>>>>>

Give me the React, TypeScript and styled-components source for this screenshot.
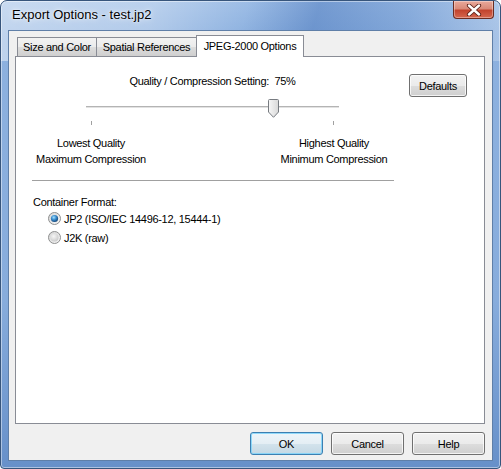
import styled, { createGlobalStyle } from "styled-components";

const GlobalStyle = createGlobalStyle`
  html, body {
    margin: 0;
    padding: 0;
    background: #ffffff;
  }
  body {
    font-family: "Liberation Sans", Arial, sans-serif;
    font-size: 11px;
    letter-spacing: -0.3px;
    color: #000;
  }
`;

const QUALITY = 75;

const App = () => {
  return (
    <>
      <GlobalStyle />
      <StyledWindow>
        <StyledTitleBar>
          <StyledTitle>Export Options - test.jp2</StyledTitle>
          <StyledCloseButton aria-label="Close">
            <svg width="16" height="12" viewBox="0 0 16 12">
              <path
                d="M3 1.5 L13 10.5 M13 1.5 L3 10.5"
                stroke="#5a1e16"
                strokeWidth="4.2"
                strokeLinecap="round"
              />
              <path
                d="M3 1.5 L13 10.5 M13 1.5 L3 10.5"
                stroke="#ffffff"
                strokeWidth="2.4"
                strokeLinecap="round"
              />
            </svg>
          </StyledCloseButton>
        </StyledTitleBar>

        <StyledClient>
          <StyledTabStrip>
            <StyledTab $width={80}>Size and Color</StyledTab>
            <StyledTab $width={101}>Spatial References</StyledTab>
            <StyledTab $width={108} $active>
              JPEG-2000 Options
            </StyledTab>
          </StyledTabStrip>

          <StyledPanel>
            <StyledTopRow>
              <StyledSliderBlock>
                <StyledCaption>Quality / Compression Setting:&nbsp; {QUALITY}%</StyledCaption>
                <StyledTrackArea>
                  <StyledTrack />
                  <StyledThumb style={{ left: `calc(${QUALITY / 100} * (100% - 10px))` }}>
                    <svg width="11" height="19" viewBox="0 0 11 19">
                      <defs>
                        <linearGradient id="thumbFill" x1="0" y1="0" x2="1" y2="0">
                          <stop offset="0" stopColor="#f7f7f7" />
                          <stop offset="1" stopColor="#d8d8d8" />
                        </linearGradient>
                      </defs>
                      <path
                        d="M0.5 1.5 Q0.5 0.5 1.5 0.5 H9.5 Q10.5 0.5 10.5 1.5 V13 L5.5 18.3 L0.5 13 Z"
                        fill="url(#thumbFill)"
                        stroke="#777b80"
                      />
                    </svg>
                  </StyledThumb>
                </StyledTrackArea>
                <StyledTicks>
                  <StyledTick />
                  <StyledTick />
                </StyledTicks>
                <StyledTickLabels>
                  <StyledTickLabel>
                    Lowest Quality
                    <br />
                    Maximum Compression
                  </StyledTickLabel>
                  <StyledTickLabel>
                    Highest Quality
                    <br />
                    Minimum Compression
                  </StyledTickLabel>
                </StyledTickLabels>
              </StyledSliderBlock>
              <StyledButton $width={58} $offset={70}>
                Defaults
              </StyledButton>
            </StyledTopRow>

            <StyledSeparator />

            <StyledGroupLabel>Container Format:</StyledGroupLabel>
            <StyledRadioRow>
              <RadioMark checked />
              JP2 (ISO/IEC 14496-12, 15444-1)
            </StyledRadioRow>
            <StyledRadioRow>
              <RadioMark />
              J2K (raw)
            </StyledRadioRow>
          </StyledPanel>

          <StyledFooter>
            <StyledButton $width={73} $isDefault>
              OK
            </StyledButton>
            <StyledButton $width={73}>Cancel</StyledButton>
            <StyledButton $width={73}>Help</StyledButton>
          </StyledFooter>
        </StyledClient>
      </StyledWindow>
    </>
  );
};

const RadioMark = ({ checked = false }: { checked?: boolean }) => {
  const id = checked ? "radioOn" : "radioOff";
  return (
    <StyledRadioBox>
      <svg width="13" height="13" viewBox="0 0 13 13">
        <defs>
          <linearGradient id={`${id}Ring`} x1="0" y1="0" x2="1" y2="1">
            <stop offset="0" stopColor="#d4d4d4" />
            <stop offset="1" stopColor="#f8f8f8" />
          </linearGradient>
          <radialGradient id={`${id}Dot`} cx="0.4" cy="0.35" r="0.7">
            {checked ? (
              <>
                <stop offset="0" stopColor="#a6e2ff" />
                <stop offset="0.45" stopColor="#3c8fd0" />
                <stop offset="1" stopColor="#0d3c6e" />
              </>
            ) : (
              <>
                <stop offset="0" stopColor="#f6f6f6" />
                <stop offset="1" stopColor="#c9c9c9" />
              </>
            )}
          </radialGradient>
        </defs>
        <circle cx="6.5" cy="6.5" r="6" fill={`url(#${id}Ring)`} stroke="#8e8f8f" />
        <circle cx="6.5" cy="6.5" r={checked ? 3.6 : 4} fill={`url(#${id}Dot)`} />
      </svg>
    </StyledRadioBox>
  );
};

export default App;

// ========== Start styled-components =========
const StyledWindow = styled.div`
  width: 501px;
  height: 469px;
  box-sizing: border-box;
  display: flex;
  flex-direction: column;
  border: 1px solid #37557c;
  border-radius: 7px 7px 4px 4px;
  background:
    linear-gradient(105deg, rgba(255, 255, 255, 0.45) 0%, rgba(255, 255, 255, 0.3) 30%,
      rgba(40, 90, 170, 0) 48%, rgba(40, 90, 170, 0.35) 62%, rgba(40, 90, 170, 0.15) 80%,
      rgba(255, 255, 255, 0.25) 100%) top / 100% 60px no-repeat,
    linear-gradient(to bottom, #9dbde6 0%, #8db1df 40px, #87acdc 300px, #6790c9 100%);
  box-shadow: inset 0 0 0 1px rgba(255, 255, 255, 0.45);
`;

const StyledTitleBar = styled.div`
  height: 29px;
  display: flex;
  align-items: flex-start;
  padding-left: 11px;
`;

const StyledTitle = styled.div`
  padding-top: 6px;
  font-family: "Liberation Sans", Arial, sans-serif;
  font-size: 13px;
  letter-spacing: 0;
  line-height: 15px;
  color: #000;
  text-shadow: 0 0 6px rgba(255, 255, 255, 0.9), 0 0 2px rgba(255, 255, 255, 0.9);
`;

const StyledCloseButton = styled.div`
  margin-left: auto;
  margin-right: 6px;
  width: 41px;
  height: 18px;
  box-sizing: border-box;
  display: flex;
  align-items: center;
  justify-content: center;
  border: 1px solid #6b2c22;
  border-top: none;
  border-radius: 0 0 4px 4px;
  background: linear-gradient(to bottom, #e9a99b 0%, #d98a79 45%, #c2442e 55%, #d5674f 100%);
  box-shadow: inset 0 0 0 1px rgba(255, 255, 255, 0.35);
`;

const StyledClient = styled.div`
  flex: 1;
  display: flex;
  flex-direction: column;
  margin: 0 7px 7px;
  border: 1px solid #5f7fa8;
  background: #f0f0f0;
  padding: 4px 0 0 0;
  min-height: 0;
`;

const StyledTabStrip = styled.div`
  display: flex;
  align-items: flex-end;
  height: 22px;
  padding-left: 8px;
  margin-bottom: -1px;
  position: relative;
  z-index: 1;
`;

const StyledTab = styled.div<{ $width: number; $active?: boolean }>`
  width: ${({ $width }) => $width}px;
  box-sizing: border-box;
  height: ${({ $active }) => ($active ? 22 : 19)}px;
  margin-bottom: ${({ $active }) => ($active ? 0 : 1)}px;
  margin-left: -1px;
  display: flex;
  align-items: center;
  justify-content: center;
  padding-bottom: ${({ $active }) => ($active ? 2 : 0)}px;
  border: 1px solid #898c95;
  border-bottom: none;
  background: ${({ $active }) =>
    $active ? "#ffffff" : "linear-gradient(to bottom, #f2f2f2 0%, #ebebeb 50%, #dddddd 51%, #cfcfcf 100%)"};
  white-space: nowrap;
  &:first-child {
    margin-left: 0;
  }
`;

const StyledPanel = styled.div`
  flex: 1;
  margin: 0 7px 0 6px;
  border: 1px solid #898c95;
  background: #ffffff;
  padding: 17px 0 0 17px;
  display: flex;
  flex-direction: column;
  align-items: flex-start;
`;

const StyledTopRow = styled.div`
  display: flex;
  align-items: flex-start;
`;

const StyledSliderBlock = styled.div`
  width: 253px;
  margin-left: 53px;
  margin-top: 1px;
  display: flex;
  flex-direction: column;
`;

const StyledCaption = styled.div`
  text-align: center;
  line-height: 13px;
  white-space: nowrap;
`;

const StyledTrackArea = styled.div`
  position: relative;
  height: 22px;
  margin-top: 11px;
`;

const StyledTrack = styled.div`
  position: absolute;
  left: 0;
  right: 0;
  top: 7px;
  height: 1px;
  background: #b4b4b4;
  border-bottom: 1px solid #e2e2e2;
`;

const StyledThumb = styled.div`
  position: absolute;
  top: 0;
  width: 11px;
  height: 19px;
  line-height: 0;
`;

const StyledTicks = styled.div`
  display: flex;
  justify-content: space-between;
  padding: 0 5px;
  height: 5px;
`;

const StyledTick = styled.div`
  width: 1px;
  height: 4px;
  background: #a0a0a0;
`;

const StyledTickLabels = styled.div`
  display: flex;
  justify-content: space-between;
  margin: 9px -55px 0;
`;

const StyledTickLabel = styled.div`
  width: 120px;
  text-align: center;
  line-height: 16px;
  white-space: nowrap;
`;

const StyledSeparator = styled.div`
  width: 362px;
  height: 1px;
  margin-top: 13px;
  margin-left: -1px;
  background: #a0a0a0;
`;

const StyledGroupLabel = styled.div`
  margin-top: 15px;
  line-height: 13px;
`;

const StyledRadioRow = styled.div`
  display: flex;
  align-items: center;
  height: 19px;
  margin-left: 15px;
  white-space: nowrap;
  &:first-of-type {
    margin-top: 1px;
  }
`;

const StyledRadioBox = styled.span`
  display: inline-flex;
  width: 13px;
  height: 13px;
  margin-right: 3px;
`;

const StyledFooter = styled.div`
  display: flex;
  justify-content: flex-end;
  gap: 8px;
  padding: 8px 7px 5px 0;
`;

const StyledButton = styled.button<{ $width: number; $offset?: number; $isDefault?: boolean }>`
  width: ${({ $width }) => $width}px;
  height: 23px;
  margin: 0 0 0 ${({ $offset = 0 }) => $offset}px;
  padding: 0;
  border: 1px solid ${({ $isDefault }) => ($isDefault ? "#3c7fb1" : "#707070")};
  border-radius: 3px;
  background: ${({ $isDefault }) =>
    $isDefault
      ? "linear-gradient(to bottom, #eef5f9 0%, #e4eef4 50%, #d3e3ec 51%, #c4d8e4 100%)"
      : "linear-gradient(to bottom, #f2f2f2 0%, #ebebeb 50%, #dddddd 51%, #cfcfcf 100%)"};
  box-shadow: inset 0 0 0 1px
    ${({ $isDefault }) => ($isDefault ? "rgba(120, 210, 250, 0.8)" : "rgba(255, 255, 255, 0.75)")};
  font-family: "Liberation Sans", Arial, sans-serif;
  font-size: 11px;
  letter-spacing: -0.3px;
  color: #000;
`;
// ========== End styled-components =========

<<<<<

◆ **STATED EXERCISE**
Restate, line by line and word for word, everything from the top of the material through the line that contains "</StyledTabStrip>". Leave pictures out.

◆ **EXERCISE RESPONSE**
Give me the React, TypeScript and styled-components source for this screenshot.
import styled, { createGlobalStyle } from "styled-components";

const GlobalStyle = createGlobalStyle`
  html, body {
    margin: 0;
    padding: 0;
    background: #ffffff;
  }
  body {
    font-family: "Liberation Sans", Arial, sans-serif;
    font-size: 11px;
    letter-spacing: -0.3px;
    color: #000;
  }
`;

const QUALITY = 75;

const App = () => {
  return (
    <>
      <GlobalStyle />
      <StyledWindow>
        <StyledTitleBar>
          <StyledTitle>Export Options - test.jp2</StyledTitle>
          <StyledCloseButton aria-label="Close">
            <svg width="16" height="12" viewBox="0 0 16 12">
              <path
                d="M3 1.5 L13 10.5 M13 1.5 L3 10.5"
                stroke="#5a1e16"
                strokeWidth="4.2"
                strokeLinecap="round"
              />
              <path
                d="M3 1.5 L13 10.5 M13 1.5 L3 10.5"
                stroke="#ffffff"
                strokeWidth="2.4"
                strokeLinecap="round"
              />
            </svg>
          </StyledCloseButton>
        </StyledTitleBar>

        <StyledClient>
          <StyledTabStrip>
            <StyledTab $width={80}>Size and Color</StyledTab>
            <StyledTab $width={101}>Spatial References</StyledTab>
            <StyledTab $width={108} $active>
              JPEG-2000 Options
            </StyledTab>
          </StyledTabStrip>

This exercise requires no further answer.